Environment-Adaptive Preference Optimization for Wildfire Prediction

Researchers introduce Environment-Adaptive Preference Optimization, a framework addressing a critical gap in ML reliability: models trained on historical data often collapse when deployed into shifted environments, especially for rare high-stakes events like wildfires. EAPO tackles the dual challenge of long-tail imbalance (fires are rare but consequential) and distribution drift by constructing environment-aligned datasets that recalibrate model behavior for new conditions. This work matters beyond wildfire forecasting, signaling growing attention to robustness under real-world deployment constraints, a persistent friction point between research benchmarks and production systems.
Modelwire context
ExplainerThe paper's core contribution is the construction method itself: rather than just detecting drift, EAPO actively rebuilds training distributions to match deployment conditions, then retrains the preference model. This is more interventionist than passive monitoring approaches.
This connects directly to the calibration problem surfaced in the ORCE paper from May 12th.
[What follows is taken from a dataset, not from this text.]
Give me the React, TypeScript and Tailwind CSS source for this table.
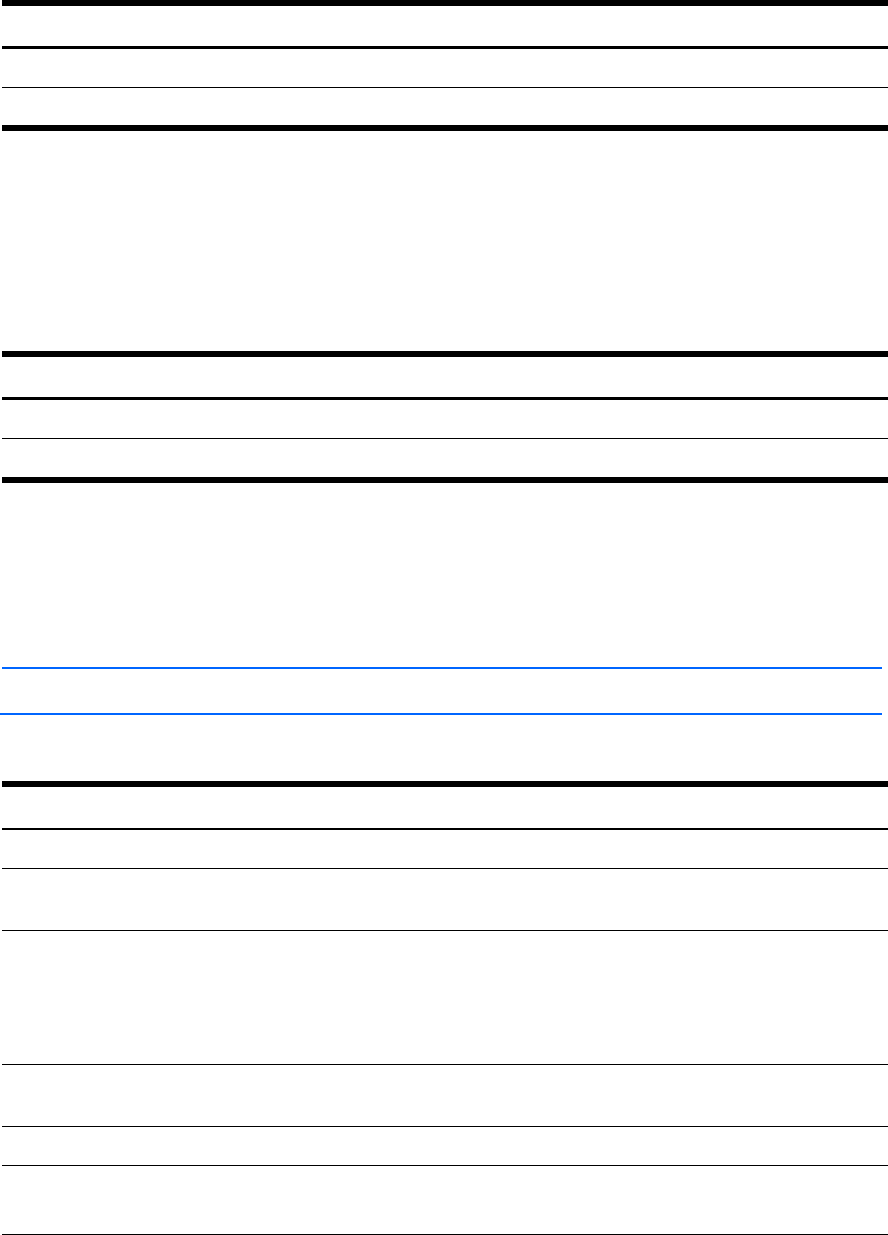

Both papers treat model reliability under deployment as a decoupling problem: ORCE separates answer generation from confidence estimation to prevent joint optimization from corrupting either signal, while EAPO separates environment detection from model retraining to prevent distribution mismatch from degrading performance. The shared insight is that production robustness often requires architectural or procedural separation rather than end-to-end optimization. However, EAPO targets a different failure mode (long-tail events in shifted environments) than ORCE's focus on confidence calibration in constrained inference settings.
If EAPO's recalibration method maintains its wildfire prediction gains when tested on a held-out geographic region or future fire season not in the training distribution, that validates the approach. If performance degrades significantly on truly novel environments, the framework may only work for incremental drift rather than structural shifts.